When you see the rose below on Twitter, it indicates an individual is a member of, or identifies closely with, the Democratic Socialists of America (DSA).
Since the 2016 presidential election, the DSA's membership has soared to more than 5,000 members in New York and growing, often using social media as an organizing tool.
"I think DSA's role in politics here is that DSA has the volunteers to knock on the thousands of doors that are needed to win a state Senate race, or a DA's race in Queens," said Cea Weaver of the Democratic Socialists of America. "The DSA really has the manpower to get out into the communities and make sure that everyone is spoken to."
And the DSA has had success: from the rise of Alexandria Ocasio-Cortez, to the victories in the state legislature last year over more conservative incumbents, and most recently in the Queens district attorney race between insurgent Tiffany Cabán and establishment candidate Melinda Katz. While that race is currently in a recount, the fact that it's even this close is a triumph for the left-leaning DSA.
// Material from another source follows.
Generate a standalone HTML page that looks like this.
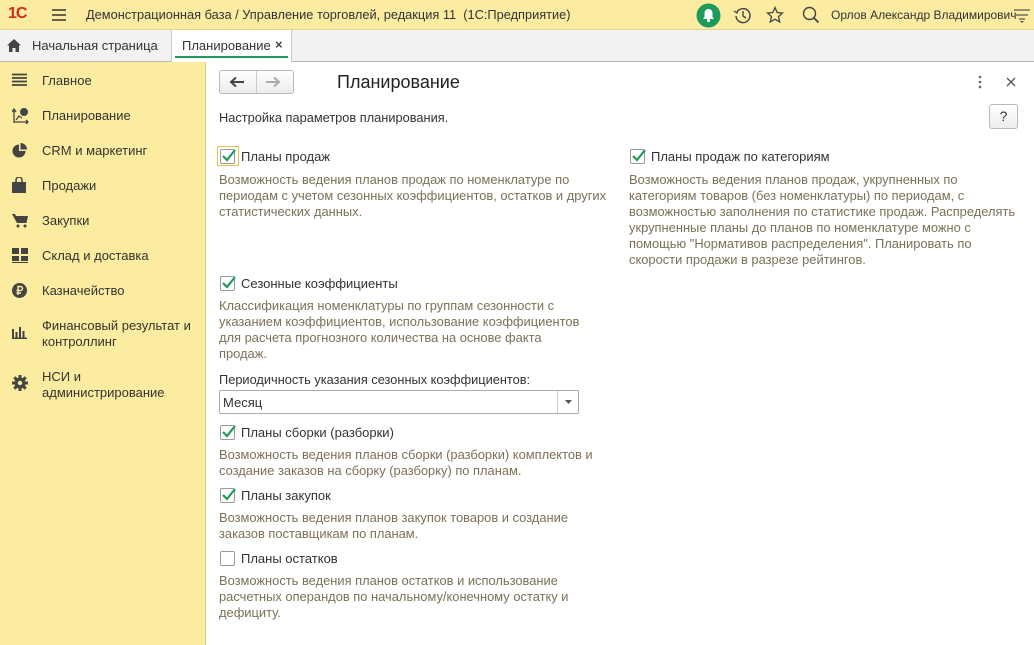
<!DOCTYPE html>
<html><head><meta charset="utf-8"><style>
*{margin:0;padding:0;box-sizing:border-box}
body{width:1034px;height:645px;overflow:hidden;font-family:"Liberation Sans","Noto Sans CJK SC",sans-serif;font-size:13px;color:#333;background:#fff;position:relative}
.top{position:absolute;left:0;top:0;width:1034px;height:30px;background:#fbeca2;border-bottom:1px solid #e6d48a}
.tabs{position:absolute;left:0;top:30px;width:1034px;height:32px;background:#f2f2f2;border-bottom:1px solid #b8b8b8}
.side{position:absolute;left:0;top:62px;width:206px;height:583px;background:#fbec9f;border-right:1px solid #d8c97a}
.abs{position:absolute;white-space:nowrap}
.nav{position:absolute;left:42px;font-size:13px;color:#333;line-height:16px}
.ic{position:absolute;left:12px}
.desc{position:absolute;color:#7d7155;font-size:12.9px;line-height:16px;white-space:nowrap}
.cb{position:absolute;width:15px;height:15px;border:1px solid #9a9a9a;background:#fff;border-radius:2px}
.cb svg{position:absolute;left:0;top:-2px}
.lbl{position:absolute;font-size:13px;color:#333}
</style></head><body>
<div class="top"></div>
<div class="abs" style="left:8px;top:5px;font-weight:bold;color:#d32a1f;font-size:16px;letter-spacing:-1px">1С</div>
<svg class="abs" style="left:52px;top:9px" width="14" height="12"><path d="M0 1h14M0 6h14M0 11h14" stroke="#333" stroke-width="1.6"/></svg>
<div class="abs" style="left:86px;top:7px;color:#333;font-size:12.8px">Демонстрационная база / Управление торговлей, редакция 11 &nbsp;(1С:Предприятие)</div>
<svg class="abs" style="left:696px;top:3px" width="25" height="25"><circle cx="12.5" cy="12.5" r="12" fill="#1d9a5c"/><path d="M7 16h11l-1.5-2v-4a4 4 0 0 0-8 0v4z" fill="#fff"/><circle cx="12.5" cy="17.5" r="1.6" fill="#fff"/></svg>
<svg class="abs" style="left:733px;top:6px" width="18" height="18"><path d="M4 6a7 7 0 1 1-1 4" fill="none" stroke="#444" stroke-width="1.4"/><path d="M1 5l3 2 1-3" fill="none" stroke="#444" stroke-width="1.3"/><path d="M10 5v5l3 2" fill="none" stroke="#444" stroke-width="1.4"/></svg>
<svg class="abs" style="left:766px;top:6px" width="18" height="18"><path d="M9 1.5l2.2 5 5.3.5-4 3.6 1.2 5.3L9 13.2 4.3 15.9l1.2-5.3-4-3.6 5.3-.5z" fill="none" stroke="#444" stroke-width="1.3"/></svg>
<svg class="abs" style="left:802px;top:6px" width="18" height="18"><circle cx="7.5" cy="7.5" r="6" fill="none" stroke="#444" stroke-width="1.4"/><path d="M12 12l4.5 4.5" stroke="#444" stroke-width="1.8"/></svg>
<div class="abs" style="left:831px;top:8px;font-size:12px;color:#333">Орлов Александр Владимирович</div>
<svg class="abs" style="left:1014px;top:8px" width="16" height="16"><path d="M0 2h16M2 7h12M5 11h6" stroke="#555" stroke-width="1.3"/><path d="M6 13h4l-2 2z" fill="#555"/></svg>

<div class="tabs"></div>
<svg class="abs" style="left:7px;top:39px" width="14" height="13"><path d="M7 0L0 6.5h2V13h3.5V9h3v4H12V6.5h2z" fill="#444"/></svg>
<div class="abs" style="left:32px;top:38px;color:#333">Начальная страница</div>
<div class="abs" style="left:171px;top:30px;width:121px;height:32px;background:#fff;border-left:1px solid #ccc;border-right:1px solid #ccc"></div>
<div class="abs" style="left:182px;top:38px;color:#333">Планирование</div>
<div class="abs" style="left:275px;top:37px;font-size:13px;color:#444;font-weight:bold">×</div>
<div class="abs" style="left:175px;top:56px;width:113px;height:2px;background:#1d9a5c"></div>

<div class="side"></div>
<svg class="ic" style="top:73px" width="15" height="13"><path d="M0 1.5h15M0 5h15M0 8.5h15M0 12h15" stroke="#444" stroke-width="1.8"/></svg>
<div class="nav" style="top:73px">Главное</div>
<svg class="ic" style="top:107px" width="17" height="17"><path d="M2 16V3M0 5l2-3 2 3M2 15h14M14 13l2 2-2 2M4 13l3-4 3 2" fill="none" stroke="#444" stroke-width="1.3"/><circle cx="12" cy="5" r="4" fill="#444"/></svg>
<div class="nav" style="top:108px">Планирование</div>
<svg class="ic" style="top:143px" width="15" height="15"><path d="M7 1.5A6.5 6.5 0 1 0 13.5 8H7z" fill="#444"/><path d="M8.5 0A6.5 6.5 0 0 1 15 6.5H8.5z" fill="#444"/></svg>
<div class="nav" style="top:143px">CRM и маркетинг</div>
<svg class="ic" style="top:177px" width="14" height="16"><path d="M4 5V3a3 3 0 0 1 6 0v2" fill="none" stroke="#444" stroke-width="1.5"/><rect x="0" y="5" width="14" height="11" fill="#444"/></svg>
<div class="nav" style="top:178px">Продажи</div>
<svg class="ic" style="top:213px" width="16" height="15"><path d="M0 1h3l1 2h12l-1.5 7H5z" fill="#444"/><circle cx="6" cy="13" r="1.5" fill="#444"/><circle cx="13" cy="13" r="1.5" fill="#444"/></svg>
<div class="nav" style="top:213px">Закупки</div>
<svg class="ic" style="top:248px" width="16" height="15"><rect x="0" y="0" width="7" height="6" fill="#444"/><rect x="9" y="0" width="7" height="6" fill="#444"/><rect x="0" y="8" width="7" height="5" fill="#444"/><rect x="9" y="8" width="7" height="5" fill="#444"/><rect x="0" y="14" width="16" height="1" fill="#444"/></svg>
<div class="nav" style="top:248px">Склад и доставка</div>
<svg class="ic" style="top:283px" width="15" height="15"><circle cx="7.5" cy="7.5" r="7.5" fill="#444"/><path d="M6 12V3.5h2.5a2 2 0 0 1 0 4H4.5M4.5 10H9" fill="none" stroke="#fbec9f" stroke-width="1.4"/></svg>
<div class="nav" style="top:283px">Казначейство</div>
<svg class="ic" style="top:326px" width="15" height="13"><path d="M1 3v9M4.5 6v6M8 1v11M11.5 5v7M0 12.5h15" stroke="#444" stroke-width="2"/></svg>
<div class="nav" style="top:318px">Финансовый результат и<br>контроллинг</div>
<svg class="ic" style="top:375px" width="16" height="16"><circle cx="8" cy="8" r="5.5" fill="#444"/><path d="M8 0v16M0 8h16M2.3 2.3l11.4 11.4M13.7 2.3L2.3 13.7" stroke="#444" stroke-width="3"/><circle cx="8" cy="8" r="2.2" fill="#fbec9f"/></svg>
<div class="nav" style="top:369px">НСИ и<br>администрирование</div>

<div class="abs" style="left:219px;top:70px;width:75px;height:24px;border:1px solid #bbb;border-radius:3px;background:linear-gradient(#fff,#ececec)"></div>
<div class="abs" style="left:256px;top:71px;width:1px;height:22px;background:#ccc"></div>
<svg class="abs" style="left:229px;top:76px" width="16" height="12"><path d="M15 6H3M7 1.5L2 6l5 4.5" fill="none" stroke="#444" stroke-width="2"/></svg>
<svg class="abs" style="left:265px;top:76px" width="16" height="12"><path d="M1 6h12M9 1.5L14 6l-5 4.5" fill="none" stroke="#aaa" stroke-width="2"/></svg>
<div class="abs" style="left:337px;top:72px;font-size:18px;color:#222">Планирование</div>
<svg class="abs" style="left:978px;top:75px" width="4" height="14"><circle cx="2" cy="2" r="1.3" fill="#666"/><circle cx="2" cy="7" r="1.3" fill="#666"/><circle cx="2" cy="12" r="1.3" fill="#666"/></svg>
<svg class="abs" style="left:1006px;top:77px" width="10" height="10"><path d="M1 1l8 8M9 1l-8 8" stroke="#555" stroke-width="1.3"/></svg>
<div class="abs" style="left:219px;top:110px;font-size:12.8px;color:#333">Настройка параметров планирования.</div>
<div class="abs" style="left:989px;top:104px;width:29px;height:25px;border:1px solid #bbb;border-radius:3px;background:linear-gradient(#fff,#eee);text-align:center;line-height:23px;font-size:14px;color:#333">?</div>

<div class="abs" style="left:217px;top:146px;width:22px;height:20px;border:1px solid #e6c24d"></div>
<div class="cb" style="left:220px;top:149px"><svg width="16" height="16"><path d="M2 8l4 4 8-10" fill="none" stroke="#1d9a5c" stroke-width="2.2"/></svg></div>
<div class="lbl" style="left:241px;top:149px">Планы продаж</div>
<div class="desc" style="left:219px;top:172px">Возможность ведения планов продаж по номенклатуре по<br>периодам с учетом сезонных коэффициентов, остатков и других<br>статистических данных.</div>

<div class="cb" style="left:630px;top:149px"><svg width="16" height="16"><path d="M2 8l4 4 8-10" fill="none" stroke="#1d9a5c" stroke-width="2.2"/></svg></div>
<div class="lbl" style="left:651px;top:149px">Планы продаж по категориям</div>
<div class="desc" style="left:629px;top:172px">Возможность ведения планов продаж, укрупненных по<br>категориям товаров (без номенклатуры) по периодам, с<br>возможностью заполнения по статистике продаж. Распределять<br>укрупненные планы до планов по номенклатуре можно с<br>помощью "Нормативов распределения". Планировать по<br>скорости продажи в разрезе рейтингов.</div>

<div class="cb" style="left:220px;top:276px"><svg width="16" height="16"><path d="M2 8l4 4 8-10" fill="none" stroke="#1d9a5c" stroke-width="2.2"/></svg></div>
<div class="lbl" style="left:241px;top:276px">Сезонные коэффициенты</div>
<div class="desc" style="left:219px;top:298px">Классификация номенклатуры по группам сезонности с<br>указанием коэффициентов, использование коэффициентов<br>для расчета прогнозного количества на основе факта<br>продаж.</div>
<div class="abs" style="left:219px;top:372px;font-size:12.8px;color:#333">Периодичность указания сезонных коэффициентов:</div>
<div class="abs" style="left:219px;top:390px;width:360px;height:24px;border:1px solid #aaa;border-radius:2px;background:#fff"></div>
<div class="abs" style="left:557px;top:391px;width:1px;height:22px;background:#ccc"></div>
<svg class="abs" style="left:565px;top:400px" width="7" height="4"><path d="M0 0h7L3.5 4z" fill="#555"/></svg>
<div class="abs" style="left:223px;top:395px;color:#333">Месяц</div>

<div class="cb" style="left:220px;top:425px"><svg width="16" height="16"><path d="M2 8l4 4 8-10" fill="none" stroke="#1d9a5c" stroke-width="2.2"/></svg></div>
<div class="lbl" style="left:241px;top:425px">Планы сборки (разборки)</div>
<div class="desc" style="left:219px;top:447px">Возможность ведения планов сборки (разборки) комплектов и<br>создание заказов на сборку (разборку) по планам.</div>

<div class="cb" style="left:220px;top:488px"><svg width="16" height="16"><path d="M2 8l4 4 8-10" fill="none" stroke="#1d9a5c" stroke-width="2.2"/></svg></div>
<div class="lbl" style="left:241px;top:488px">Планы закупок</div>
<div class="desc" style="left:219px;top:510px">Возможность ведения планов закупок товаров и создание<br>заказов поставщикам по планам.</div>

<div class="cb" style="left:220px;top:551px"></div>
<div class="lbl" style="left:241px;top:551px">Планы остатков</div>
<div class="desc" style="left:219px;top:573px">Возможность ведения планов остатков и использование<br>расчетных операндов по начальному/конечному остатку и<br>дефициту.</div>
</body></html>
It is filling a role that was once mainly occupied by the Working Families Party, or WFP.
"What you've seen in the past several cycles is that WFP hasn't launched a big ship or claimed a big scalp in quite some time," Democratic strategist Jon Reinish said. "So what they are doing is looking for a new partner, a group on the upswing."
The once potent WFP lost much of its union backing and funding last year, giving rise to the more advocate-driven DSA.
"Some of the unions left. Certainly the [Andrew] Cuomo election was a do-or-die moment. Some of them had left before that, some of them left after that," political consultant Chris Coffey said. "But you know what? They've still been really successful. If you look in Queens, they certainly played a role in the Tiffany Cabán race."
WFP is working closely with DSA in races now, although the two groups have no plans to officially merge.
"The labor movement has always been critically important to progressive and socialist victories in New York state, and I think will continue to be," Weaver said. "What we are seeing now is groups like the DSA working alongside groups like the WFP to pull the conversation leftward."
In many ways, the WFP and the DSA complement each other, with the DSA brining sheer numbers of people and new energy, while the WFP offers insight into how to actually organize and win elections. It's perhaps an inevitable and natural fit between the two of them.